___ DATA SECTION
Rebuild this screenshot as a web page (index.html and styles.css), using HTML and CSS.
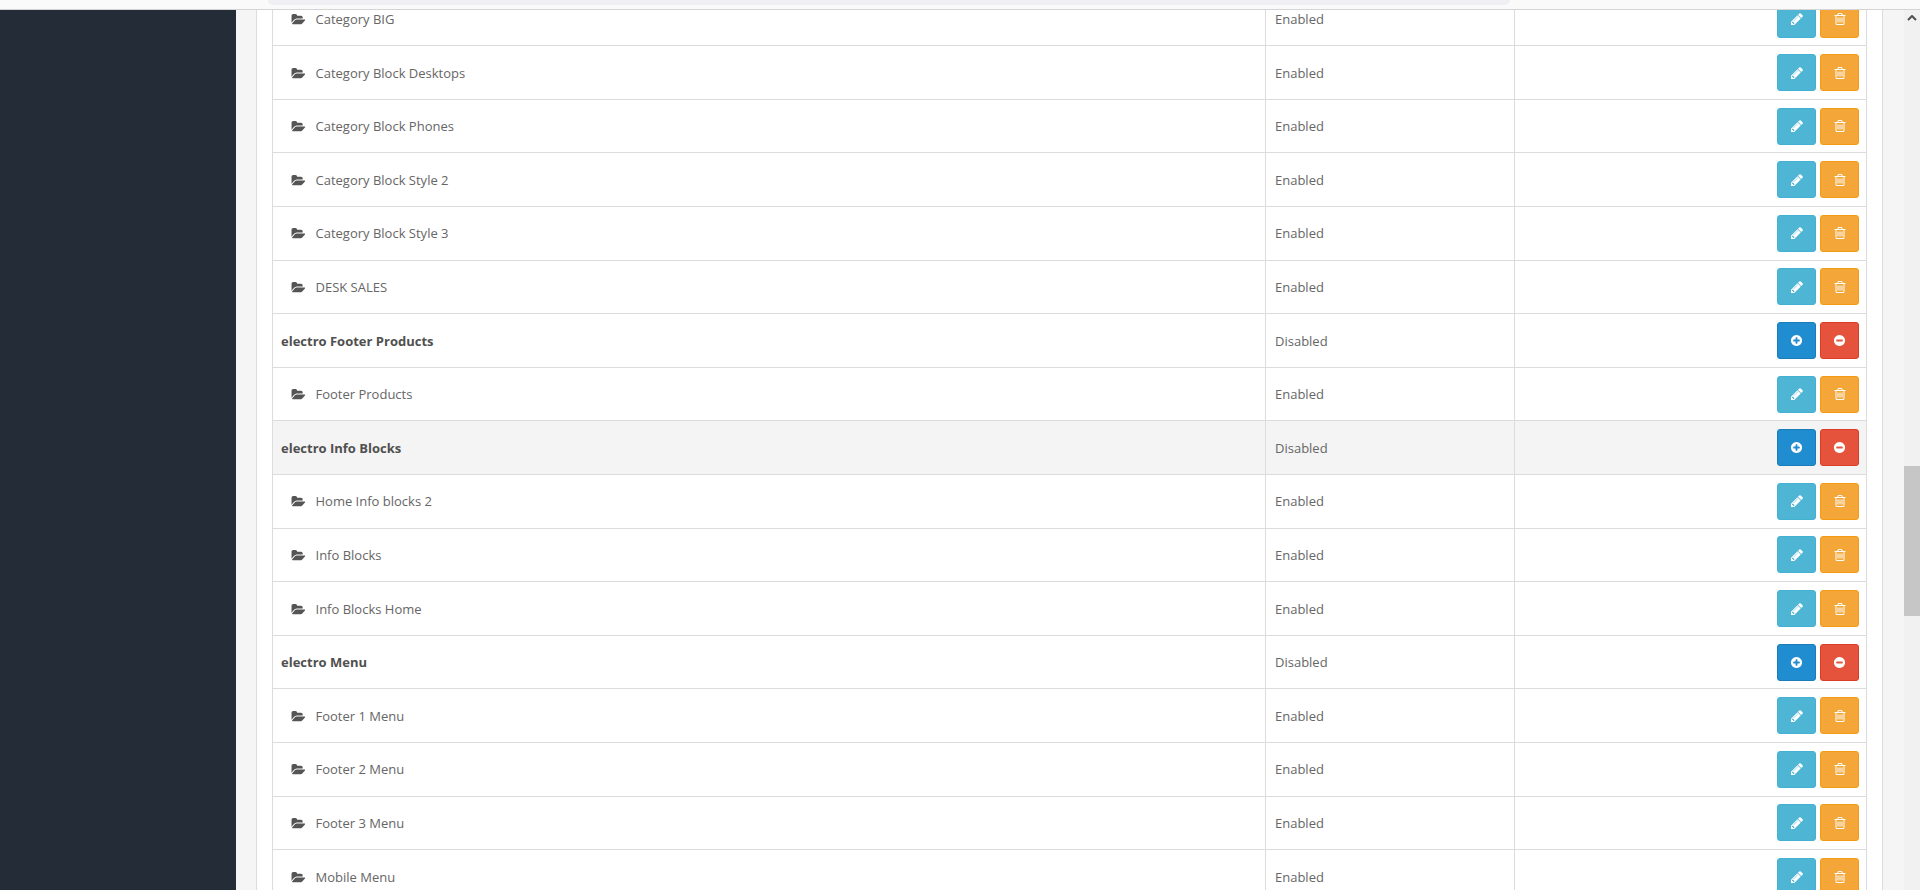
FILE: index.html
```html
<!DOCTYPE html>
<html lang="en">
<head>
<meta charset="utf-8">
<title>Layouts</title>
<link rel="stylesheet" href="styles.css">
</head>
<body>
<svg class="defs" aria-hidden="true">
  <symbol id="i-folder" viewBox="0 0 2048 1792"><path d="M1943 952q0 31-31 66l-336 396q-43 51-120.5 86.5t-143.5 35.5h-1088q-34 0-60.5-13t-26.5-43q0-31 31-66l336-396q43-51 120.5-86.5t143.5-35.5h1088q34 0 60.5 13t26.5 43zm-343-344v160h-832q-94 0-197 47.5t-164 119.5l-337 396-5 6q0-4-.5-12.5t-.5-12.5v-960q0-92 66-158t158-66h320q92 0 158 66t66 158v32h544q92 0 158 66t66 158z"/></symbol>
  <symbol id="i-pencil" viewBox="0 0 1792 1792"><path d="M491 1536l91-91-235-235-91 91v107h128v128h107zm523-928q0-22-22-22-10 0-17 7l-542 542q-7 7-7 17 0 22 22 22 10 0 17-7l542-542q7-7 7-17zm-54-192l416 416-832 832h-416v-416zm683 96q0 53-37 90l-166 166-416-416 166-165q36-38 90-38 53 0 91 38l235 234q37 39 37 91z"/></symbol>
  <symbol id="i-trash" viewBox="0 0 1792 1792"><path d="M704 736v576q0 14-9 23t-23 9h-64q-14 0-23-9t-9-23v-576q0-14 9-23t23-9h64q14 0 23 9t9 23zm256 0v576q0 14-9 23t-23 9h-64q-14 0-23-9t-9-23v-576q0-14 9-23t23-9h64q14 0 23 9t9 23zm256 0v576q0 14-9 23t-23 9h-64q-14 0-23-9t-9-23v-576q0-14 9-23t23-9h64q14 0 23 9t9 23zm128 724v-948h-896v948q0 22 7 40.5t14.5 27 10.5 8.5h832q3 0 10.5-8.5t14.5-27 7-40.5zm-672-1076h448l-48-117q-7-9-17-11h-317q-10 2-17 11zm928 32v64q0 14-9 23t-23 9h-96v948q0 83-47 143.5t-113 60.5h-832q-66 0-113-58.5t-47-141.5v-952h-96q-14 0-23-9t-9-23v-64q0-14 9-23t23-9h309l70-167q15-37 54-63t79-26h320q40 0 79 26t54 63l70 167h309q14 0 23 9t9 23z"/></symbol>
  <symbol id="i-plus" viewBox="0 0 1792 1792"><path d="M1344 960v-128q0-26-19-45t-45-19h-256v-256q0-26-19-45t-45-19h-128q-26 0-45 19t-19 45v256h-256q-26 0-45 19t-19 45v128q0 26 19 45t45 19h256v256q0 26 19 45t45 19h128q26 0 45-19t19-45v-256h256q26 0 45-19t19-45zm320-64q0 209-103 385.5t-279.5 279.5-385.5 103-385.5-103-279.5-279.5-103-385.5 103-385.5 279.5-279.5 385.5-103 385.5 103 279.5 279.5 103 385.5z"/></symbol>
  <symbol id="i-minus" viewBox="0 0 1792 1792"><path d="M1344 960v-128q0-26-19-45t-45-19h-768q-26 0-45 19t-19 45v128q0 26 19 45t45 19h768q26 0 45-19t19-45zm320-64q0 209-103 385.5t-279.5 279.5-385.5 103-385.5-103-279.5-279.5-103-385.5 103-385.5 279.5-279.5 385.5-103 385.5 103 279.5 279.5 103 385.5z"/></symbol>
</svg>

<header class="topbar"><div class="topbar-field"></div></header>

<div class="shell">
  <aside class="sidebar"></aside>
  <main class="content">
    <div class="panel">
      <table class="list">
        <colgroup><col class="c-name"><col class="c-status"><col class="c-action"></colgroup>
        <tbody>
          <tr><td class="child"><svg class="folder"><use href="#i-folder"/></svg>Category BIG</td><td>Enabled</td><td class="actions"><a class="btn info"><svg class="ico"><use href="#i-pencil"/></svg></a><a class="btn warn"><svg class="ico"><use href="#i-trash"/></svg></a></td></tr>
          <tr><td class="child"><svg class="folder"><use href="#i-folder"/></svg>Category Block Desktops</td><td>Enabled</td><td class="actions"><a class="btn info"><svg class="ico"><use href="#i-pencil"/></svg></a><a class="btn warn"><svg class="ico"><use href="#i-trash"/></svg></a></td></tr>
          <tr><td class="child"><svg class="folder"><use href="#i-folder"/></svg>Category Block Phones</td><td>Enabled</td><td class="actions"><a class="btn info"><svg class="ico"><use href="#i-pencil"/></svg></a><a class="btn warn"><svg class="ico"><use href="#i-trash"/></svg></a></td></tr>
          <tr><td class="child"><svg class="folder"><use href="#i-folder"/></svg>Category Block Style 2</td><td>Enabled</td><td class="actions"><a class="btn info"><svg class="ico"><use href="#i-pencil"/></svg></a><a class="btn warn"><svg class="ico"><use href="#i-trash"/></svg></a></td></tr>
          <tr><td class="child"><svg class="folder"><use href="#i-folder"/></svg>Category Block Style 3</td><td>Enabled</td><td class="actions"><a class="btn info"><svg class="ico"><use href="#i-pencil"/></svg></a><a class="btn warn"><svg class="ico"><use href="#i-trash"/></svg></a></td></tr>
          <tr><td class="child"><svg class="folder"><use href="#i-folder"/></svg>DESK SALES</td><td>Enabled</td><td class="actions"><a class="btn info"><svg class="ico"><use href="#i-pencil"/></svg></a><a class="btn warn"><svg class="ico"><use href="#i-trash"/></svg></a></td></tr>
          <tr><td class="parent">electro Footer Products</td><td>Disabled</td><td class="actions"><a class="btn primary"><svg class="ico"><use href="#i-plus"/></svg></a><a class="btn danger"><svg class="ico"><use href="#i-minus"/></svg></a></td></tr>
          <tr><td class="child"><svg class="folder"><use href="#i-folder"/></svg>Footer Products</td><td>Enabled</td><td class="actions"><a class="btn info"><svg class="ico"><use href="#i-pencil"/></svg></a><a class="btn warn"><svg class="ico"><use href="#i-trash"/></svg></a></td></tr>
          <tr class="hover"><td class="parent">electro Info Blocks</td><td>Disabled</td><td class="actions"><a class="btn primary"><svg class="ico"><use href="#i-plus"/></svg></a><a class="btn danger"><svg class="ico"><use href="#i-minus"/></svg></a></td></tr>
          <tr><td class="child"><svg class="folder"><use href="#i-folder"/></svg>Home Info blocks 2</td><td>Enabled</td><td class="actions"><a class="btn info"><svg class="ico"><use href="#i-pencil"/></svg></a><a class="btn warn"><svg class="ico"><use href="#i-trash"/></svg></a></td></tr>
          <tr><td class="child"><svg class="folder"><use href="#i-folder"/></svg>Info Blocks</td><td>Enabled</td><td class="actions"><a class="btn info"><svg class="ico"><use href="#i-pencil"/></svg></a><a class="btn warn"><svg class="ico"><use href="#i-trash"/></svg></a></td></tr>
          <tr><td class="child"><svg class="folder"><use href="#i-folder"/></svg>Info Blocks Home</td><td>Enabled</td><td class="actions"><a class="btn info"><svg class="ico"><use href="#i-pencil"/></svg></a><a class="btn warn"><svg class="ico"><use href="#i-trash"/></svg></a></td></tr>
          <tr><td class="parent">electro Menu</td><td>Disabled</td><td class="actions"><a class="btn primary"><svg class="ico"><use href="#i-plus"/></svg></a><a class="btn danger"><svg class="ico"><use href="#i-minus"/></svg></a></td></tr>
          <tr><td class="child"><svg class="folder"><use href="#i-folder"/></svg>Footer 1 Menu</td><td>Enabled</td><td class="actions"><a class="btn info"><svg class="ico"><use href="#i-pencil"/></svg></a><a class="btn warn"><svg class="ico"><use href="#i-trash"/></svg></a></td></tr>
          <tr><td class="child"><svg class="folder"><use href="#i-folder"/></svg>Footer 2 Menu</td><td>Enabled</td><td class="actions"><a class="btn info"><svg class="ico"><use href="#i-pencil"/></svg></a><a class="btn warn"><svg class="ico"><use href="#i-trash"/></svg></a></td></tr>
          <tr><td class="child"><svg class="folder"><use href="#i-folder"/></svg>Footer 3 Menu</td><td>Enabled</td><td class="actions"><a class="btn info"><svg class="ico"><use href="#i-pencil"/></svg></a><a class="btn warn"><svg class="ico"><use href="#i-trash"/></svg></a></td></tr>
          <tr><td class="child"><svg class="folder"><use href="#i-folder"/></svg>Mobile Menu</td><td>Enabled</td><td class="actions"><a class="btn info"><svg class="ico"><use href="#i-pencil"/></svg></a><a class="btn warn"><svg class="ico"><use href="#i-trash"/></svg></a></td></tr>
        </tbody>
      </table>
    </div>
  </main>
  <div class="scrollbar">
    <svg class="chev" viewBox="0 0 10 6"><path d="M1 5l4-4 4 4" fill="none" stroke="#505050" stroke-width="2"/></svg>
    <div class="thumb"></div>
  </div>
</div>
</body>
</html>
```
FILE: styles.css
```css
* { box-sizing: border-box; }
html, body { margin: 0; height: 890px; overflow: hidden; }
body {
  display: flex;
  flex-direction: column;
  font-family: "Open Sans", "Liberation Sans", sans-serif;
  font-size: 13px;
  color: #666;
  background: #f5f5f5;
}
.defs { display: none; }

.topbar {
  height: 10px;
  flex: none;
  background: #fafafa;
  border-bottom: 1px solid #d4d4d4;
}
.topbar-field {
  margin-left: 268px;
  width: 1242px;
  height: 5px;
  background: #f0f0f4;
  border-radius: 0 0 6px 6px;
}

.shell { flex: 1; display: flex; min-height: 0; }
.sidebar { width: 236px; flex: none; background: #232c37; }
.content {
  flex: 1;
  min-width: 0;
  padding: 0 21px 0 20px;
  background: #f5f5f5;
}
.panel {
  height: 100%;
  overflow: hidden;
  background: #fff;
  border-left: 1px solid #dcdcdc;
  border-right: 1px solid #dcdcdc;
  padding: 0 15px;
}
.scrollbar {
  width: 16px;
  flex: none;
  background: #f1f1f1;
  display: flex;
  flex-direction: column;
  align-items: center;
}
.chev { width: 10px; height: 6px; margin-top: 5px; flex: none; }
.thumb {
  align-self: stretch;
  height: 150px;
  margin-top: 445px;
  background: #c6c6c6;
}

.list {
  width: 1595px;
  table-layout: fixed;
  border-collapse: collapse;
  margin-top: -18.3px;
  border-left: 1px solid #dcdcdc;
  border-right: 1px solid #dcdcdc;
}
.c-name { width: 993px; }
.c-status { width: 249px; }
.list td {
  height: 53.6px;
  padding: 9px 8px 8px 9px;
  border: 1px solid #dcdcdc;
  vertical-align: middle;
  line-height: 17px;
}
.list .hover td { background: #f4f4f4; }
.list .parent { font-weight: 700; color: #505050; padding-left: 8px; }
.list .child { padding-left: 18px; }
.folder { width: 15px; height: 13px; margin-right: 9.5px; vertical-align: -2px; fill: #555; }

.list .actions { padding: 0 7px 0 0; text-align: right; font-size: 0; }
.btn {
  display: inline-flex;
  align-items: center;
  justify-content: center;
  width: 39px;
  height: 37px;
  margin-left: 4px;
  border-radius: 3px;
  border: 1px solid;
  vertical-align: middle;
}
.ico { width: 14px; height: 14px; fill: #fff; }
.primary .ico, .danger .ico { width: 13px; height: 13px; }
.info { background: #4fb5d4; border-color: #43b1d1; }
.warn { background: #f4a738; border-color: #f39c12; }
.primary { background: #1f8dcf; border-color: #1a7cb8; }
.danger { background: #e5533d; border-color: #dc3b26; }
```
______
STATED PROBLEM: Look through the material and copy each line that has "index".

REPLY TO THE TASK:
Rebuild this screenshot as a web page (index.html and styles.css), using HTML and CSS.
FILE: index.html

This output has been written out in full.